Investors in Nike were hit with a few unwelcome surprises in the company’s latest earnings report. Sales growth turned negative over the holiday season, the company revealed, and inventory levels are spiking.
Yet management affirmed its aggressive growth outlook for the year and even boosted Nike’s projected profitability for the rest of 2021. In a fiscal 2021 third-quarter conference call with investors, CEO John Donahoe and his team explained why the last quarter’s weak results should be an outlier in an otherwise strong growth rebound story.
Let’s look at three highlights from that presentation.
1. Q3 was just a temporary speed bump
“While we are optimistic about the pace of vaccine distribution and how this will enable safe reopening of the global economy in the near future, the effects of the virus continue to create short-term volatility in our business performance,” CFO Matthew Friend said.
Management back in December warned about potentially bumpy operating results ahead due to COVID-19 challenges. That volatility severely impacted the third quarter.
Shipping companies were overwhelmed as holiday shopping peaked in December, leading to delayed product deliveries. Those delays were the main reason sales growth turned negative in the third quarter after returning to positive territory in the previous quarter.

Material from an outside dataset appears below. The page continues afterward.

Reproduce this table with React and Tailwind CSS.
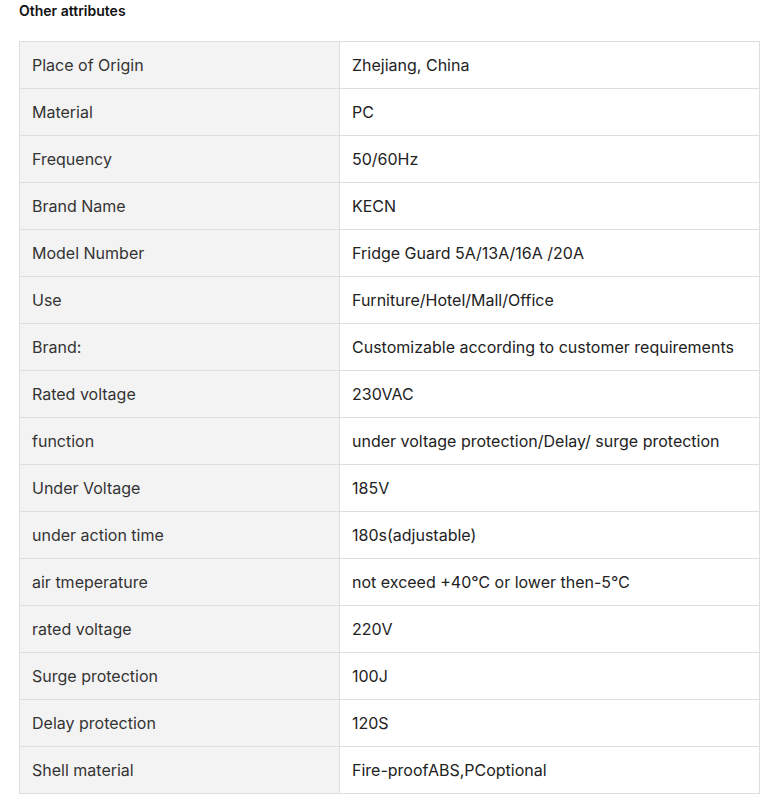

It’s also the biggest driver behind those spiking inventory levels. The good news is that demand for footwear and apparel isn’t dropping. And these supply challenges should completely reverse themselves in the current quarter. “We expect to capture this delayed revenue in the fourth quarter,” Friend predicted.
2. Nike sees improving finances, especially in e-commerce
“From our relentless flow of new product and storytelling to our deep consumer connections, our extensive portfolio of athletes and teams and the scale of our digital platforms, Nike is positioned to drive high-quality, sustainable, and profitable growth,” Friend said.
The company’s gross profit margin rose despite the sales pressure from shipping bottlenecks. That success reflected rising average prices across the portfolio and a continued shift toward more-profitable direct-to-consumer sales. Both of these trends should keep lifting the business well beyond fiscal 2021, and Nike is working hard to support them through a faster pace of new product launches and a more robust digital platform.
Donahoe said the U.S. e-commerce niche is one great example of this growth process at work. The division just had its first-ever quarter of $1 billion in revenue yet should see many more quarters of market-thumping sales gains ahead. “Nike’s digital transformation remains a unique advantage,” Donahoe said.
3. It is full speed ahead
“Nike is staying on offense and we’re focused on extending our leadership position,” the CEO said.
Nike’s declining sales in the third quarter didn’t cause any concern about the broader business trajectory. In fact, management’s outlook is brightening. Executives affirmed their fiscal-year growth prediction while boosting their profitability forecast for 2021.
Investors can see evidence of that bullish outlook in other areas, too. Nike is expecting to resume stock repurchase spending this quarter, for example, and is ramping up inventory purchasing and aggressively allocating cash toward advertising and marketing.
All of these projects were curtailed during 2020 due to uncertainty caused by the pandemic. But that cloud is lifting. “We can see the near-term operating environment with increasing clarity,” Friend said, “yet we remain focused on what’s required to win for the long term.”